Market News
Sh14bn plan to double fish production
Tuesday, September 24, 2019 22:00
By GERALD ANDAE
A Sh14 billion fish-rearing programme aimed at doubling fish production has been launched as Kenya moves to cut reliance on imports and meet per capita consumption per person that is projected to grow from 4.5 kilos to 10 kilos.
The project, which has been launched in six counties with high aquaculture potential, is supported by the International Fund for Agricultural Development (IFAD) through a Sh6.7 billion loan. The government is contributing Sh3.4 billion, while farmers will make up the rest in kind through land, water, labour and other non-financial inputs.

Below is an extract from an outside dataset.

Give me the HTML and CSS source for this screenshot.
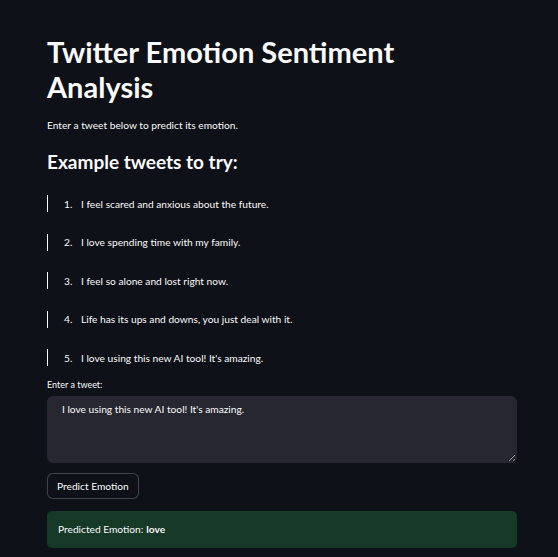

It is aimed at commercialising fish farming at the farm level and help small scale holders to improve their earnings.
Speaking during the launch last week, Fisheries Principal Secretary Micheni Ntiba said the programme will cut fish deficit and reduce imports that mainly come from China.
Under the scheme, farmers working in groups are supplied with inputs on credit terms.
“We have adopted a contractual model of farming where the cost involved in supplying of farming inputs that include fingerlings and feed to farmers will be deducted at the factory when they sell their fish,” said director of fisheries Sammy Macharia.
This programme is aimed at increasing aquaculture fish production from the current 100 kilogrammes per farmer per year, to 1.2 tonnes. Kenya has a market gap of 250,000 tonnes annually against production of 140,000 tonne a year.
The value of fish imported from China increased by 11.8 percent to a historic high of Sh1.7 billion last year.
Data compiled by the State Department of Fisheries indicates that Kenya shipped in 22,362 tonnes of fish mainly from China, up from 19,127 tonnes worth Sh1.5 billion that was imported in 2017.
County governments, which were represented during the signing of memorandum of understanding, said they will support the programme and urged the government to move with speed to implement it.
They also urged the government to ensure that the project is sustainable at the end of eight years when the funding programme is expected to come to an end, so that it does not suffer the same fate as the now defunct economic stimulus programme that was started in President Mwai Kibaki’s second term in office.